↓↓↓

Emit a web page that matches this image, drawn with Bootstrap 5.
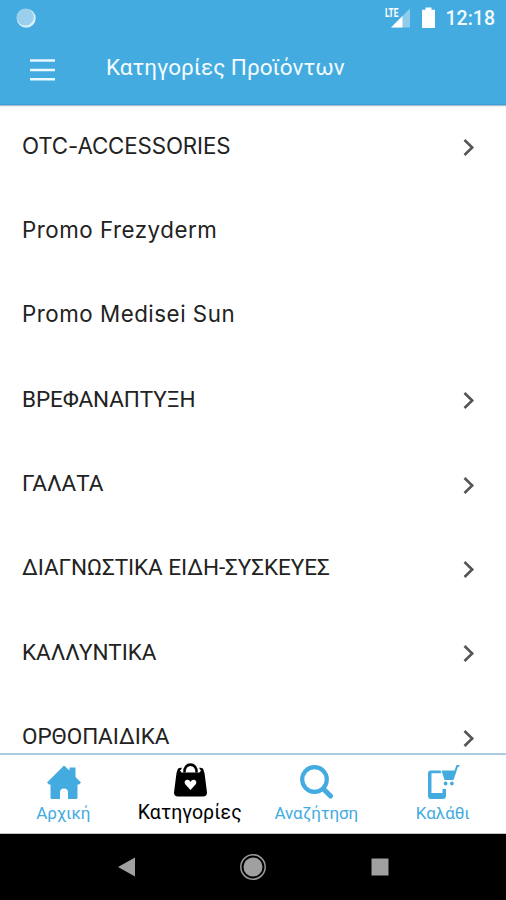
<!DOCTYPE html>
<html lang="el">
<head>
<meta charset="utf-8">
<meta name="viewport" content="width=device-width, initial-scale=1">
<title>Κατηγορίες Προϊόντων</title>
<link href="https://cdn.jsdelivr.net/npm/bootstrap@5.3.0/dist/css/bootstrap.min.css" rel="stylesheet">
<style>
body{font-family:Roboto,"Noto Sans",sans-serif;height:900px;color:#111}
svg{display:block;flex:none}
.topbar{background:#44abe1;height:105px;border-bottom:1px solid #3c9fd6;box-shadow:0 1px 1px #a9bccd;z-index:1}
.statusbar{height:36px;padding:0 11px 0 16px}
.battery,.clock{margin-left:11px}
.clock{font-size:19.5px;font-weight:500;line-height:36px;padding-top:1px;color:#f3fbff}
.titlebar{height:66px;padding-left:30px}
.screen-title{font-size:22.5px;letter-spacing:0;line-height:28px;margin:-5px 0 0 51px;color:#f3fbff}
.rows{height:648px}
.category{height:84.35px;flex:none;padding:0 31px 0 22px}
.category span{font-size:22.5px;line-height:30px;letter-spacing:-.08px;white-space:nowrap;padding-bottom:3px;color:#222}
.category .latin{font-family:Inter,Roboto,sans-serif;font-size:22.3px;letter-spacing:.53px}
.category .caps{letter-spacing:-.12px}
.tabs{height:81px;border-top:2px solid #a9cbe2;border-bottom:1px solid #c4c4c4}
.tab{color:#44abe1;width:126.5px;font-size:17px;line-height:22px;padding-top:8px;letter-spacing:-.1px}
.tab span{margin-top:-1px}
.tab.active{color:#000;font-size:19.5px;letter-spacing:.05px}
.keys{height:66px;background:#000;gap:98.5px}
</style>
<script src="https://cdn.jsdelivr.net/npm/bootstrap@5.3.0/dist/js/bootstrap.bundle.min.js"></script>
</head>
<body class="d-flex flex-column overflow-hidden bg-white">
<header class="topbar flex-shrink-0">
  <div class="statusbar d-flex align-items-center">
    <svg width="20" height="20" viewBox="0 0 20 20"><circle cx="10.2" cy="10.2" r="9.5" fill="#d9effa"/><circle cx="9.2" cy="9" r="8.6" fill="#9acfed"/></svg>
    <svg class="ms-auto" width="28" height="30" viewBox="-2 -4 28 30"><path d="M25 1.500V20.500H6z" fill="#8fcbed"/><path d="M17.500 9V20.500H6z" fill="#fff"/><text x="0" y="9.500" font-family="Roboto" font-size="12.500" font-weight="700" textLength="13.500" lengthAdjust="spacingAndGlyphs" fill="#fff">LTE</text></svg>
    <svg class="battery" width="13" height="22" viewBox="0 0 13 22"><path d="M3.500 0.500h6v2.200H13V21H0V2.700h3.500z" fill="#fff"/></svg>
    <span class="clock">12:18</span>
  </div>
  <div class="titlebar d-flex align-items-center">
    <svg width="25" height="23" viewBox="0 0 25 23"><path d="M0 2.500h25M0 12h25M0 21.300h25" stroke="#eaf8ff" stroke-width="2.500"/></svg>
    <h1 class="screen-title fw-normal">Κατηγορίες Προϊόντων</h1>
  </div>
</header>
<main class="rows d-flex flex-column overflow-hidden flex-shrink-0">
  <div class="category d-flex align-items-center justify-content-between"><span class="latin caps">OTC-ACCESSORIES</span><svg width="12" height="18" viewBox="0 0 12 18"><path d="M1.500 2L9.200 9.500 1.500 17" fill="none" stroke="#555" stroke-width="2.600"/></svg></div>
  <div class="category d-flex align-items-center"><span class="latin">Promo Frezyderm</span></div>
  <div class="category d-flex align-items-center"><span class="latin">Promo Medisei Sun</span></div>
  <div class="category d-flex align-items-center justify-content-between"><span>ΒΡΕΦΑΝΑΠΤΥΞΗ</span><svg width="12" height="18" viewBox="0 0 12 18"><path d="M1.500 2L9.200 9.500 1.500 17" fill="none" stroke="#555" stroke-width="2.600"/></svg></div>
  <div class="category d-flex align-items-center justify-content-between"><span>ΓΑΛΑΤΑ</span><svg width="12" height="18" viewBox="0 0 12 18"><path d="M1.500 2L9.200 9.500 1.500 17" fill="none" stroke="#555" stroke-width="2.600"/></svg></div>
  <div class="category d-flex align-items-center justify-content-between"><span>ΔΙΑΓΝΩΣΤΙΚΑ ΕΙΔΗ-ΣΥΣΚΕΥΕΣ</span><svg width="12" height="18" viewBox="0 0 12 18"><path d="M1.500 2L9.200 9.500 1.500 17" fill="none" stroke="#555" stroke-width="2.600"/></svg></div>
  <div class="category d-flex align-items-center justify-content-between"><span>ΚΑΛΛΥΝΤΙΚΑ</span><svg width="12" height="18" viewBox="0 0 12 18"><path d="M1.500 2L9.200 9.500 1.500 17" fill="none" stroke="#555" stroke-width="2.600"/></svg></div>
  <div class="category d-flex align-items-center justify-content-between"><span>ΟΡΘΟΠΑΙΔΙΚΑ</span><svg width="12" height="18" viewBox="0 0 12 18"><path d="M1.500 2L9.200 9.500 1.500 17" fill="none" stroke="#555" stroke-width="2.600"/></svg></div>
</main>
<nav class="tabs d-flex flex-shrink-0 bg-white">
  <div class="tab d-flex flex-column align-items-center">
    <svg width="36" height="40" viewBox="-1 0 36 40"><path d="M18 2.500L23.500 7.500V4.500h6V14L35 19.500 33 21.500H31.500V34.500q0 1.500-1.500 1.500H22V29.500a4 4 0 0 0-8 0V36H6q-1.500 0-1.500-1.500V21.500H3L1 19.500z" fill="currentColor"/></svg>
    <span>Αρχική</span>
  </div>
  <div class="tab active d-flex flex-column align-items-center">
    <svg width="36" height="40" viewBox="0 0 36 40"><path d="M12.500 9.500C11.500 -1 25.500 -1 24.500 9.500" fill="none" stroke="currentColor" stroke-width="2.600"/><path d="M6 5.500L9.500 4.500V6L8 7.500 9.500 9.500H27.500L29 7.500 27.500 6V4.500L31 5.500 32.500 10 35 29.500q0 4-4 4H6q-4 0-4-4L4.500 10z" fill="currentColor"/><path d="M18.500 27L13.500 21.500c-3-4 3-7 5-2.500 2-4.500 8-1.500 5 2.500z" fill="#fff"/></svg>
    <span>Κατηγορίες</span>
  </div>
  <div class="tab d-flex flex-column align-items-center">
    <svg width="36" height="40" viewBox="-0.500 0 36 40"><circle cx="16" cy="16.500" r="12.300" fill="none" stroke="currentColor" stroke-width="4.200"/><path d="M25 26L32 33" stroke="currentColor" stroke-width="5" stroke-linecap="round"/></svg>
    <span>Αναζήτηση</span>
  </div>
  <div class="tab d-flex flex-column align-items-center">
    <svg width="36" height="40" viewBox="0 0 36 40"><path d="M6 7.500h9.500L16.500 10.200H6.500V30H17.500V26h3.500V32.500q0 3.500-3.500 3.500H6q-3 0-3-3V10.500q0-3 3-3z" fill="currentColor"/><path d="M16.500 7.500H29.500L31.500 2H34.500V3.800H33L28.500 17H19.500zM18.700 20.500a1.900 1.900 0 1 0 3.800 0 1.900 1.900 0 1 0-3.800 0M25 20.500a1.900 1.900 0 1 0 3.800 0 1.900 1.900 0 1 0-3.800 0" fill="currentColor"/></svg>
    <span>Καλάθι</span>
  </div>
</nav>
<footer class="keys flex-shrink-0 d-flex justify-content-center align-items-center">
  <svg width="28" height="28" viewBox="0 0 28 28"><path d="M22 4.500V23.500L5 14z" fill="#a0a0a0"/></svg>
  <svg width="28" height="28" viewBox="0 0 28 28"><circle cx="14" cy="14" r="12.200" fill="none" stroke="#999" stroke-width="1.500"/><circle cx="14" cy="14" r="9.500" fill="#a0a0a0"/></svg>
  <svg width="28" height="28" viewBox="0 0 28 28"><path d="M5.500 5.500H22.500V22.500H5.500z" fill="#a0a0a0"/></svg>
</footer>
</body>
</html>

↑↑↑
↓↓↓

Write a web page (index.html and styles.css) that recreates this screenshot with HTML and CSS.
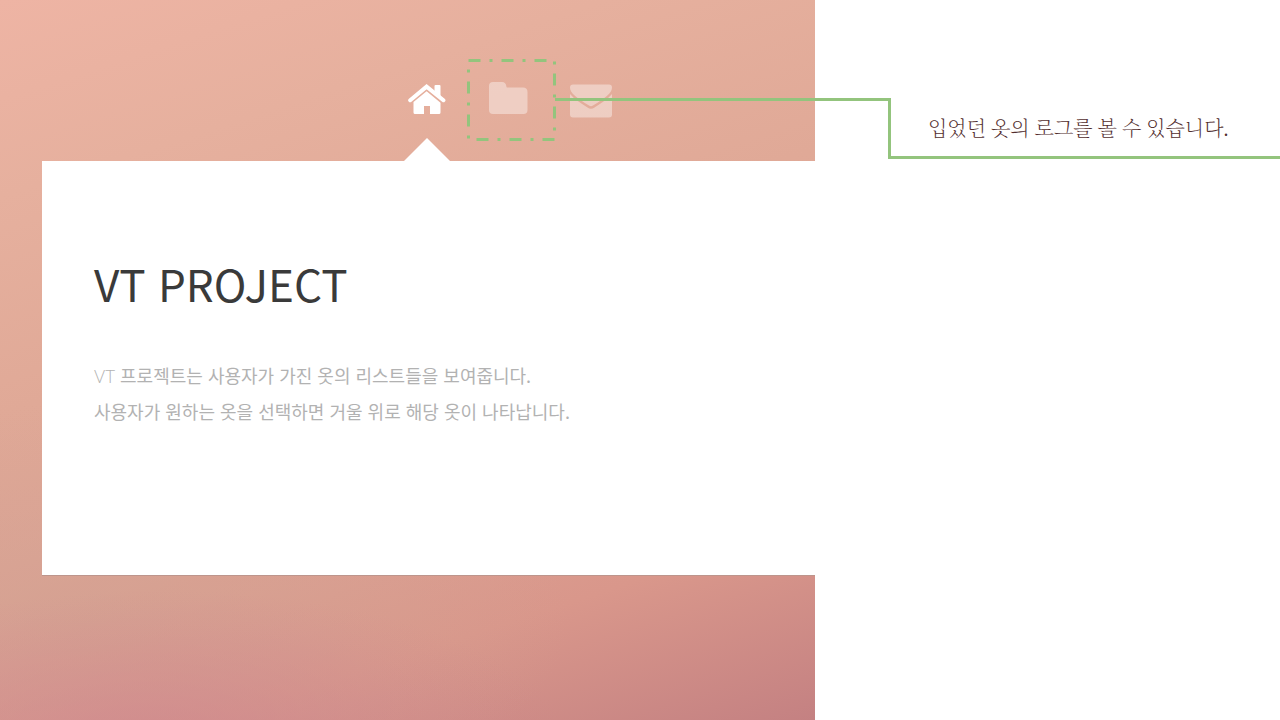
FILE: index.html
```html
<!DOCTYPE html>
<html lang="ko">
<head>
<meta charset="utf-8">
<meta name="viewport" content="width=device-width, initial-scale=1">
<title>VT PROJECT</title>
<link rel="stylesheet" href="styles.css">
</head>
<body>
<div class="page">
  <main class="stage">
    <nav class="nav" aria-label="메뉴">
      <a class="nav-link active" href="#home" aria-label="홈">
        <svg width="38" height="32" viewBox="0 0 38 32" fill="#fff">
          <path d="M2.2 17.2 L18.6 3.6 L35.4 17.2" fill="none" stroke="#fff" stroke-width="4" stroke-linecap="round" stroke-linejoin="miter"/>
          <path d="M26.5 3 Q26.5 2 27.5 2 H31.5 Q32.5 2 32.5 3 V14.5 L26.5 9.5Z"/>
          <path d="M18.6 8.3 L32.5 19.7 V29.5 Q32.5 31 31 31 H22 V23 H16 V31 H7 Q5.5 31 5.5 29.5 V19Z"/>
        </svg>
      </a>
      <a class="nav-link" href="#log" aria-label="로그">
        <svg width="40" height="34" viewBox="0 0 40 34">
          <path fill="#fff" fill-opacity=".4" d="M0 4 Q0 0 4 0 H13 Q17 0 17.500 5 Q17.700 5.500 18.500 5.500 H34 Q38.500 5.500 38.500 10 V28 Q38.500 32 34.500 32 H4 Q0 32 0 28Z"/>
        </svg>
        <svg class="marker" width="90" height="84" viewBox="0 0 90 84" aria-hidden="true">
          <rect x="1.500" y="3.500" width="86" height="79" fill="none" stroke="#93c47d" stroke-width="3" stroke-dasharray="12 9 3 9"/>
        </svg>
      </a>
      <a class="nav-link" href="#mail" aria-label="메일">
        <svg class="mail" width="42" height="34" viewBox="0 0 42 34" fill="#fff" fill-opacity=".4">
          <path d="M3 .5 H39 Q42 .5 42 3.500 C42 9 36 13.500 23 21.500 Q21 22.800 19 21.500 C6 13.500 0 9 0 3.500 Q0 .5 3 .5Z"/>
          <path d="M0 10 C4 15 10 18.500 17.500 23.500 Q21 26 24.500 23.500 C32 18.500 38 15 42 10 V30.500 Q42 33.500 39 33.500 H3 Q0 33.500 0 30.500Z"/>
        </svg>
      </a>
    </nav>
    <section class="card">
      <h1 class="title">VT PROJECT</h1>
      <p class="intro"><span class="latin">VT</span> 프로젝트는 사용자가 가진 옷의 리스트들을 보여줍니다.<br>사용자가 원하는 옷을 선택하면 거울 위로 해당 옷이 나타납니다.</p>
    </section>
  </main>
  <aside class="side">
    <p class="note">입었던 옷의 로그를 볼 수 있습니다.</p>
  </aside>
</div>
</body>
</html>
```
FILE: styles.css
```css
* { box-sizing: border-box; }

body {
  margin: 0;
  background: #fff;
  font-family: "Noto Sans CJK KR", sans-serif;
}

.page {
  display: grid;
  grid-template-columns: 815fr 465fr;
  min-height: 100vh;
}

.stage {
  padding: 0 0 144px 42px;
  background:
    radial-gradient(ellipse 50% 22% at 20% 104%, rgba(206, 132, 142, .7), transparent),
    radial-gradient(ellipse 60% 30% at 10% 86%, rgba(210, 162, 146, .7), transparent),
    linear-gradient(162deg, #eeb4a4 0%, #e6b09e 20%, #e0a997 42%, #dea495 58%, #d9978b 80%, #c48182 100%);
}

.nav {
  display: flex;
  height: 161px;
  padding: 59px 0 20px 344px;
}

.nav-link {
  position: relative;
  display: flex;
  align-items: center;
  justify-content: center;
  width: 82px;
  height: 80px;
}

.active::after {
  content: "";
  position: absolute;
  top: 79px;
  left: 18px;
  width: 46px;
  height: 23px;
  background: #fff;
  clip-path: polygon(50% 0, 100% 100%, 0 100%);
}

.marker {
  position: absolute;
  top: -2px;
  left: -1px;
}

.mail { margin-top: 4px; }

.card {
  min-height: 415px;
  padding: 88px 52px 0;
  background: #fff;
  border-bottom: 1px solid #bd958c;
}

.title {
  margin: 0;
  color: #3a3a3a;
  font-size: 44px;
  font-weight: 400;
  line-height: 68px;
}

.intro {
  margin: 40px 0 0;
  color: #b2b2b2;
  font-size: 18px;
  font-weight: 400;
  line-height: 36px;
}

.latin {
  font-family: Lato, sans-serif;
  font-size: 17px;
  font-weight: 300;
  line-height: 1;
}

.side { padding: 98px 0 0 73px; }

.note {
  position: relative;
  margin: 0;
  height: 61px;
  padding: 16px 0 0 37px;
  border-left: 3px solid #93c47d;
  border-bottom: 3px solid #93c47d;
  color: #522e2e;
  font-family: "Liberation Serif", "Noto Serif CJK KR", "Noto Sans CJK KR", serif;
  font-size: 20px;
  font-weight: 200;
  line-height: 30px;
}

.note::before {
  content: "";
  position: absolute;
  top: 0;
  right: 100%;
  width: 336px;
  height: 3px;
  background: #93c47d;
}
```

↑↑↑

- **TASK STATEMENT**
In the entries above, find each line with the word "this" and copy it.

- **TASK SOLUTION**
Emit a web page that matches this image, drawn with Bootstrap 5.
Write a web page (index.html and styles.css) that recreates this screenshot with HTML and CSS.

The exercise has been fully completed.